**To be done:** Set down, exactly as written, the lines from the top of the data to the line that holds "import React from", and omit the pictures.

**Data section:**
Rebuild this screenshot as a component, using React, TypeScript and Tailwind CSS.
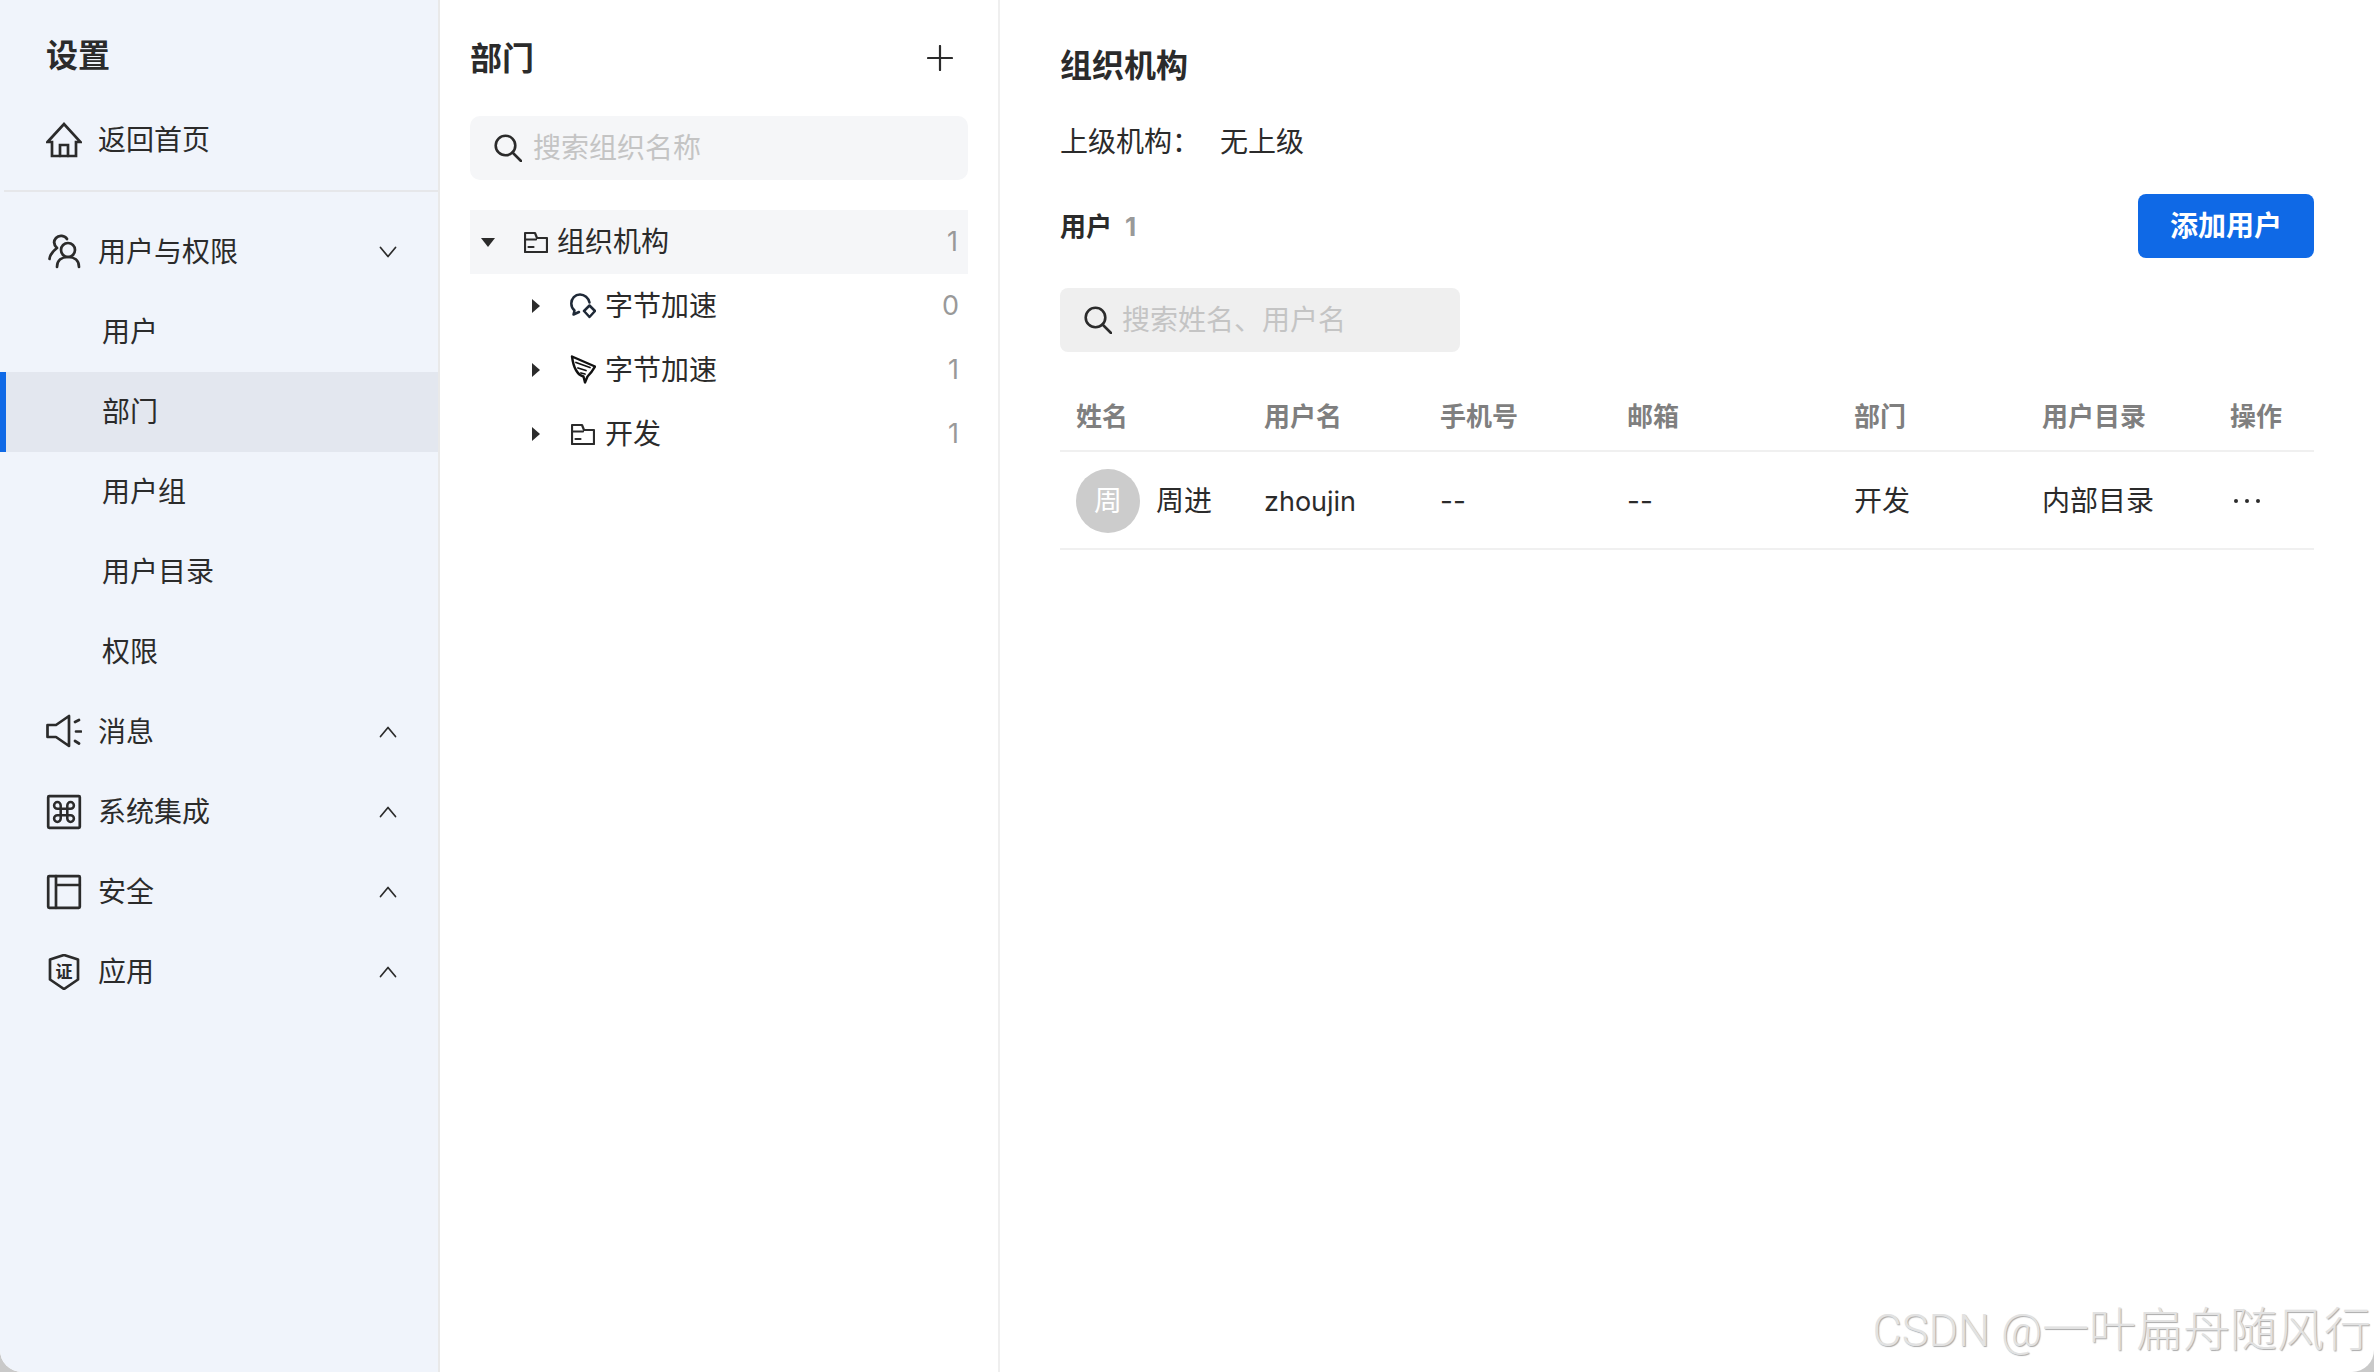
import React from "react";

const S = ({ w, h, children, sw = 2.7, className = "" }: { w: number; h: number; children: React.ReactNode; sw?: number; className?: string }) => (
  <svg width={w} height={h} viewBox={`0 0 ${w} ${h}`} fill="none" stroke="currentColor" strokeWidth={sw} strokeLinecap="round" strokeLinejoin="round" className={`shrink-0 ${className}`}>
    {children}
  </svg>
);

const Home = () => (
  <S w={36} h={36}>
    <path d="M1.500 20L18 2l16.500 18h-4.500v14H6V20z" strokeLinejoin="miter" />
    <path d="M14 34V23h8v11" strokeLinejoin="miter" />
  </S>
);
const Users = () => (
  <S w={36} h={36}>
    <circle cx="22" cy="16" r="7" />
    <path d="M11 33c0-7 5-10 11-10s11 3 11 10" />
    <path d="M21 5c-2-3.500-8-4.500-11-1-3 3.500-2 7 1 10-4 3-7 6-7.500 11" />
  </S>
);
const Speaker = () => (
  <S w={36} h={36}>
    <path d="M23 2v30L10 23H1.500V11H10z" />
    <path d="M29 8l4-2M30 17.500h5M29 27l4 2.500" />
  </S>
);
const Cmd = () => (
  <S w={36} h={36}>
    <rect x="2.200" y="2.200" width="31.600" height="31.600" rx="1" />
    <g transform="translate(4.800 4.800) scale(1.100)" strokeWidth="2.300">
      <path d="M15 6v12a3 3 0 1 0 3-3H6a3 3 0 1 0 3 3V6a3 3 0 1 0-3 3h12a3 3 0 1 0-3-3" />
    </g>
  </S>
);
const Panel = () => (
  <S w={36} h={36}>
    <rect x="2.200" y="2.200" width="31.600" height="31.600" rx="1" />
    <path d="M10 2.200v31.600M10 11h23.800" />
  </S>
);
const Shield = () => (
  <S w={36} h={36}>
    <path d="M18 1l14 4.500v20L18 35 4 25.500v-20z" />
    <text x="18" y="24" textAnchor="middle" fontSize="17" fontWeight="700" fill="currentColor" stroke="none" fontFamily="'Noto Sans CJK SC', sans-serif">证</text>
  </S>
);
const Chevron = ({ up }: { up?: boolean }) => (
  <S w={18} h={12} sw={1.7}>
    <path d={up ? "M1.500 10.500L9 1.500l7.500 9" : "M1.500 1.500L9 10.500l7.500-9"} />
  </S>
);
const SearchIcon = () => (
  <S w={28} h={28} sw={2.6}>
    <circle cx="11.500" cy="11.500" r="9.800" />
    <path d="M18.500 18.500L27 27" />
  </S>
);
const Folder = () => (
  <S w={24} h={22} sw={2.2}>
    <path d="M1 2h10l2 5h10v14H1z" />
    <path d="M1 8.500h11M4.500 16h5" />
  </S>
);
const Chat = () => (
  <svg width="26" height="26" viewBox="0 0 26 26" fill="none" stroke="#1f2937" strokeWidth="2.500" strokeLinecap="round" strokeLinejoin="round" className="shrink-0">
    <path d="M19.500 9.500C18.500 4.800 14.500 1.500 10 1.500 5 1.500 1.300 5.500 1.300 10.500c0 3 1.500 5.500 3.200 7L3.500 21.500l5.500-2.500" />
    <path d="M19.500 12.500l5.500 5.500-5.500 6-5.500-6z" />
  </svg>
);
const Wing = () => (
  <svg width="26" height="30" viewBox="0 0 26 30" fill="none" stroke="#111" strokeWidth="2.400" strokeLinejoin="round" strokeLinecap="round" className="shrink-0">
    <path d="M2 1.500L25 11.500C23 15 20 19 17.500 21.500L15 27.500 13.500 21.500C8 20 3.500 13 2 1.500z" />
    <path d="M6 7.500l14 5M8 13l8 2.500M11 18l4 1" strokeWidth="1.800" />
  </svg>
);
const CaretDown = () => (
  <svg width="14" height="9" viewBox="0 0 14 9" className="shrink-0"><path d="M0 0h14L7 9z" fill="#2b2b2b" /></svg>
);
const CaretRight = () => (
  <svg width="8" height="14" viewBox="0 0 8 14" className="shrink-0"><path d="M0 0l8 7-8 7z" fill="#2b2b2b" /></svg>
);

const NavRow = ({ icon, label, chevron }: { icon: React.ReactNode; label: string; chevron?: "up" | "down" }) => (
  <div className="flex h-[80px] items-center pl-[46px] pr-[41px]">
    {icon}
    <span className="ml-[16px] flex-1">{label}</span>
    {chevron && <Chevron up={chevron === "up"} />}
  </div>
);
const SubRow = ({ label, active }: { label: string; active?: boolean }) => (
  <div className={`flex h-[80px] items-center ${active ? "border-l-[6px] border-[#0f69e6] bg-[#e3e7ef] pl-[96px]" : "pl-[102px]"}`}>{label}</div>
);

const TreeChild = ({ icon, label, count }: { icon: React.ReactNode; label: string; count: string }) => (
  <div className="flex h-[64px] items-center pl-[62px] pr-[9px]">
    <CaretRight />
    <span className="ml-[30px] flex w-[26px] justify-center">{icon}</span>
    <span className="ml-[9px] flex-1">{label}</span>
    <span className="text-[27px] text-[#999999]">{count}</span>
  </div>
);

const cols = "grid grid-cols-[188px_176px_187px_227px_188px_188px_100px]";

export default function App() {
  return (
    <div className="h-[1372px] w-[2374px] overflow-hidden bg-[#c9c9c9] font-['Inter','Noto_Sans_CJK_SC',sans-serif] text-[28px] text-[#2b2b2b]">
      <div className="relative flex h-full overflow-hidden rounded-b-[22px] bg-white">
        <aside className="h-full w-[440px] shrink-0 border-r-2 border-[#e9e9e9] bg-[#f0f4fb]">
          <div className="flex h-[112px] items-center pl-[46px] text-[32px] font-semibold">设置</div>
          <div className="flex h-[56px] items-center pl-[46px]">
            <Home />
            <span className="ml-[16px]">返回首页</span>
          </div>
          <div className="mt-[22px] mb-[20px] ml-[4px] h-[2px] bg-[#e6e7ea]" />
          <NavRow icon={<Users />} label="用户与权限" chevron="down" />
          <SubRow label="用户" />
          <SubRow label="部门" active />
          <SubRow label="用户组" />
          <SubRow label="用户目录" />
          <SubRow label="权限" />
          <NavRow icon={<Speaker />} label="消息" chevron="up" />
          <NavRow icon={<Cmd />} label="系统集成" chevron="up" />
          <NavRow icon={<Panel />} label="安全" chevron="up" />
          <NavRow icon={<Shield />} label="应用" chevron="up" />
        </aside>

        <section className="h-full w-[560px] shrink-0 border-r-2 border-[#efefef] px-[30px]">
          <div className="flex h-[116px] items-center justify-between">
            <span className="pt-[2px] text-[32px] font-semibold">部门</span>
            <S w={26} h={26} sw={2.2} className="mr-[15px]">
              <path d="M13 1v24M1 13h24" />
            </S>
          </div>
          <div className="flex h-[64px] items-center gap-[11px] rounded-[10px] bg-[#f5f6f8] pl-[24px]">
            <SearchIcon />
            <span className="text-[#c4c4c4]">搜索组织名称</span>
          </div>
          <div className="mt-[30px]">
            <div className="flex h-[64px] items-center bg-[#f5f6f8] pl-[11px] pr-[10px]">
              <CaretDown />
              <span className="ml-[29px]"><Folder /></span>
              <span className="ml-[9px] flex-1">组织机构</span>
              <span className="text-[27px] text-[#999999]">1</span>
            </div>
            <TreeChild icon={<Chat />} label="字节加速" count="0" />
            <TreeChild icon={<Wing />} label="字节加速" count="1" />
            <TreeChild icon={<Folder />} label="开发" count="1" />
          </div>
        </section>

        <main className="h-full flex-1 pl-[60px] pr-[60px] pt-[46px]">
          <div className="text-[32px] font-semibold leading-[40px]">组织机构</div>
          <div className="mt-[36px] flex gap-[20px] leading-[40px]">
            <span>上级机构：</span>
            <span>无上级</span>
          </div>
          <div className="mt-[32px] flex h-[64px] items-center justify-between">
            <div className="flex items-center gap-[13px] text-[26px] font-semibold">
              <span>用户</span>
              <span className="font-bold text-[#999999]">1</span>
            </div>
            <button className="h-[64px] w-[176px] rounded-[8px] bg-[#0f69e6] text-[28px] font-semibold text-white">添加用户</button>
          </div>
          <div className="mt-[30px] flex h-[64px] w-[400px] items-center gap-[10px] rounded-[8px] bg-[#efefef] pl-[24px]">
            <SearchIcon />
            <span className="text-[#c4c4c4]">搜索姓名、用户名</span>
          </div>
          <div className={`${cols} mt-[32px] h-[68px] items-center border-b-2 border-[#f0f0f0] pb-[2px] text-[26px] font-semibold text-[#7f7f7f]`}>
            {["姓名", "用户名", "手机号", "邮箱", "部门", "用户目录", "操作"].map((h) => (
              <div key={h} className="pl-[16px]">{h}</div>
            ))}
          </div>
          <div className={`${cols} h-[98px] items-center border-b-2 border-[#f0f0f0] pt-[2px]`}>
            <div className="flex items-center gap-[16px] pl-[16px]">
              <div className="flex h-[64px] w-[64px] items-center justify-center rounded-full bg-[#cccccc] text-white">周</div>
              <span>周进</span>
            </div>
            <div className="pl-[16px] pt-[2px] text-[27px]">zhoujin</div>
            <div className="pl-[16px]">--</div>
            <div className="pl-[16px]">--</div>
            <div className="pl-[16px]">开发</div>
            <div className="pl-[16px]">内部目录</div>
            <div className="flex gap-[7px] pl-[20px]">
              <i className="h-[4px] w-[4px] rounded-full bg-[#2b2b2b]" />
              <i className="h-[4px] w-[4px] rounded-full bg-[#2b2b2b]" />
              <i className="h-[4px] w-[4px] rounded-full bg-[#2b2b2b]" />
            </div>
          </div>
        </main>

        <div className="absolute bottom-[13px] right-[3px] font-['Roboto','Noto_Sans_CJK_SC',sans-serif] text-[47px] font-light leading-[56px] text-[#e2e2e2] [text-shadow:1px_1px_1px_#aaaaaa]">
          <span className="text-[45px]">CSDN @</span>一叶扁舟随风行
        </div>
      </div>
    </div>
  );
}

**Output:**
Rebuild this screenshot as a component, using React, TypeScript and Tailwind CSS.
import React from "react";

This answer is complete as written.